The Dark Side of White Hat: 7 White Hat Linkbuilding Tactics That Can Turn Gray or Black
We avoid anything remotely related to black hat SEO like the plague these days.
We steer clear of the shady individuals on Fiverr and Upwork who continue to work with those black hat methods.
We’re aiming for white hat only.
The clean, ethical, fair and just SEO practices that Google loves and users trust.
However, as with many things in life, there’s a gray area.
There are some tactics that aren’t explicitly black hat, but fall into questionable territory. Then there are white hat tactics that, when done improperly, end up being not-so-ethical.
So, certain methods will be considered black hat SEO in certain circumstances but will be considered white hat SEO in other situations.
It’s a weird place to be, but we’ll dissect common linkbuilding practices here to make sure that your white hat projects don’t turn black accidentally.
See when your white hat tactics might turn to the dark side.
1. Reciprocal Linkbuilding
The White Hat
Reciprocal linkbuilding would be considered white hat when two companies link to each other because their websites are related and there’s naturally some strong, mutually-beneficial value in linking to each other outside of SEO.
For example, many websites have “resource” pages. In these “resource” pages, it’s fairly common for similar websites to add links to related sites they think their audience will enjoy.
So, you can imagine that a homebrew website and a craft beer website may link to each other in their resources pages, as a craft beer enthusiast may want to learn how to brew beer, and a home brewer will want to find the best craft beer to drink.
Alternatively, they might link to each other in the process of producing their blog content, just as a matter of educating their own audiences with valuable outside resources.
The Black Hat
Reciprocal linking would be considered black hat when there’s no value to linking to each other’s website outside of SEO.
For example, if you run a manufacturing website and blast out to every website in the field of hairdressing a “link to me and I’ll link to you” offer, then this would add no value to your website. Or it might, at the beginning, when you start getting backlinks from nice websites.
Then, there’s a huge chance it will be seen for what it is: An attempt to manipulate the system with black hat linkbuilding tactics. From there, you can wait for your well-deserved penalty to hit.

2. Sponsored Posts/Reviews
The White Hat
Paying for backlinks within sponsored blog posts or reviews might sound like black hat to you, since the word “paying” is in there. Paid = black hat, right?
Nope, not quite. This is white hat when you start by identifying relevant websites with tons of traffic and engaged audiences, where you believe your target audience is most likely to hang out.
For example, if you run an online toddler accessory store and you find a popular “Mommy and Daddy” blog that regularly publishes sponsored blog posts or reviews, then earning a backlink through a paid post on this site could be highly beneficial.
The reason being: It’s related to your niche, so you’ll likely get a lot of referral traffic.
Very few search engines will consider this an attempt to manipulate search rankings.
They’ll often give you a dofollow backlink, which will of course help SEO, but they may also give you a nofollow backlink.

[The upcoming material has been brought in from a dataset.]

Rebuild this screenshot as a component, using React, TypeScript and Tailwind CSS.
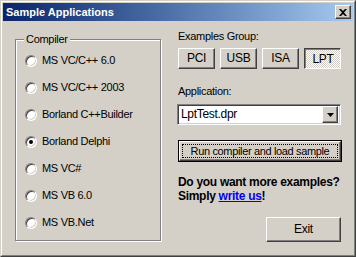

Nofollow backlinks don’t carry link juice or improve SEO directly, but they will still get you referral traffic, which can be valuable on its own. Either way, this remains white hat.
The Black Hat
Pulling out a massive budget, finding every website that offers sponsored posts and just mass emailing them asking for sponsored posts and backlinks—that’s getting you off to a really black hat start.
Posting paid posts everywhere, on any website regardless of relevance, is black hat all the way.
For example, if your online store selling commercial printers is paying for blog posts on food blogs and beauty blogs, this would make no sense and would appear spammy.
This becomes especially black hat when you don’t even bother going for sites with a high DA and simply just start picking websites at complete random—next level black hat when you’re paying for posts on poor-quality websites that link out to thousands of other spammy websites.
Also, don’t think about paying for links on their own, or for the addition of your backlink and company/product description to an existing blog post. This is all black hat, and doesn’t end well for anyone.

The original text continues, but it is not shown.